Two of my most essential pieces of shooting gear are my training log and range binder. My log is what I use to track all the numbers and take notes on my shooting, whether it be in a competition or practice session. I even take notes on dry fire every now and then. The binder is what I use to tote around printable targets like the Dot Torture target and a few others. I also keep at least a couple of my old targets on record in the binder, usually my best ones so I can compare down the road and see actual improvement.
The log is what tells me what and how to train. I can use it to see improvement, see which drills are working, aren't working, or which areas I need to switch focus to. There is a great article about performance tracking over on pistol-training.com. It helps to have some goals to work towards, like my goal to reach master class on the IDPA classifier by middle of next year.
Since I also take match notes in my training log, I can also use it to improve match performance. See what things I need to work on and watch our for at my next match.
Every shooter who claims to "train" should have a log, otherwise you are just blowing rounds down range and really don't know if you are really getting better or just having fun shooting. The two don't always go together.

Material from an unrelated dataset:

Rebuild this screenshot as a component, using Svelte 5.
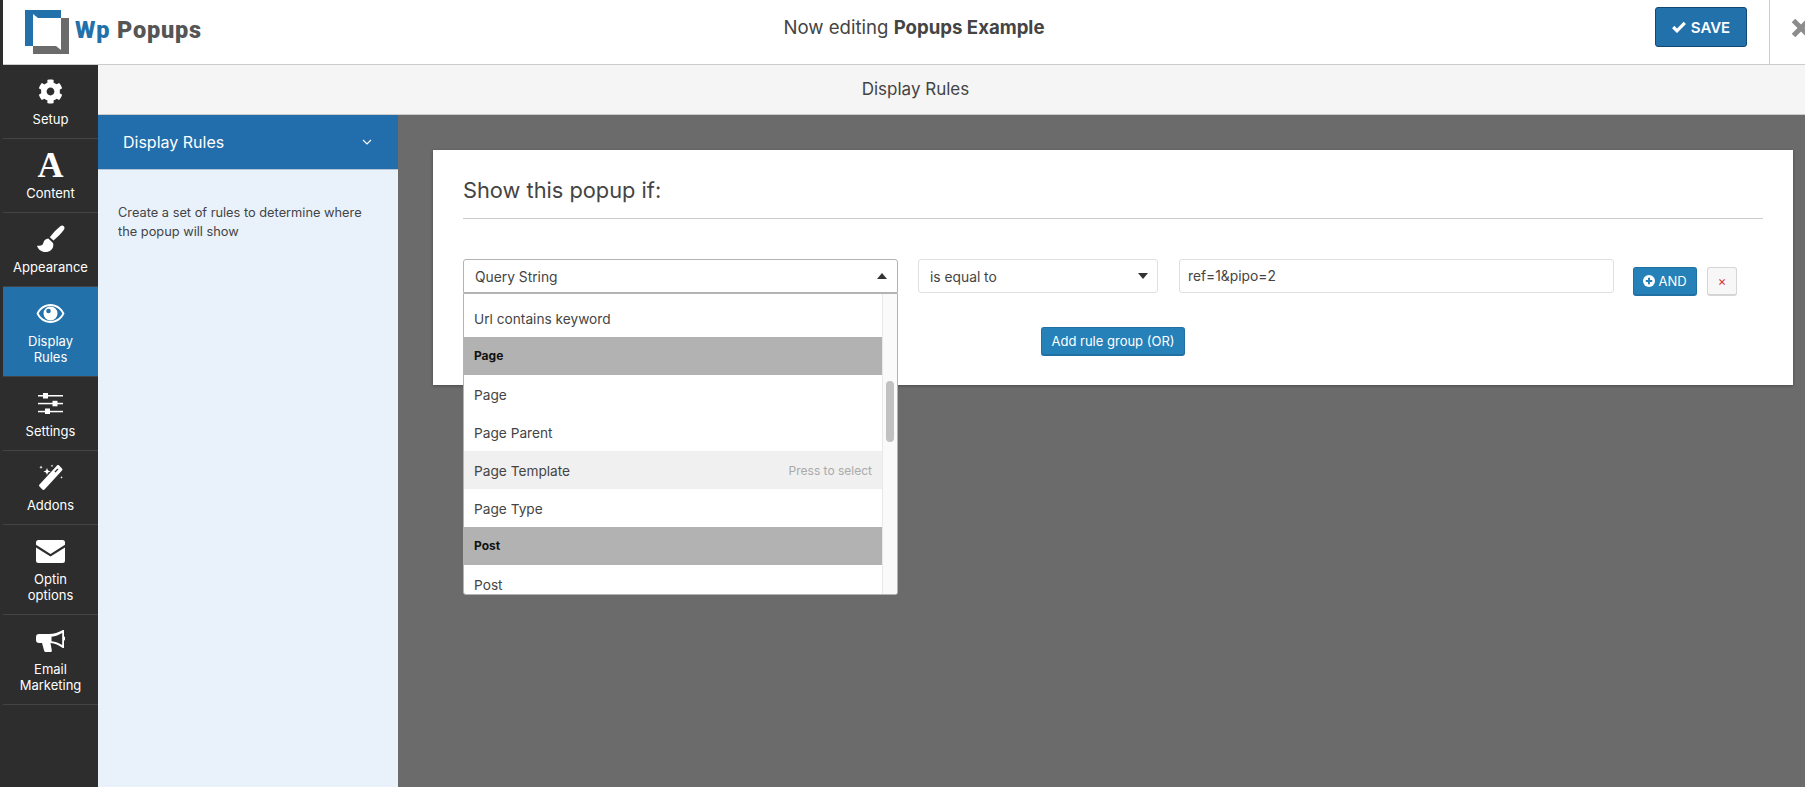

The range binder is more just for my convenience, and a little cost savings. I can print targets for free, so when I go a range I buy one of their targets, and I may or may not actually shoot at it, or just use it as a backer and put my target over the top of it. I very rarely buy more than one target per range trip. Even though they are just a $1 each, if I buy two or three targets for each range trip that adds up over the course of a year. There are also some targets you just can buy, like the 1" dot target from Range USA Self Defense Handgun that is the bane of my existence.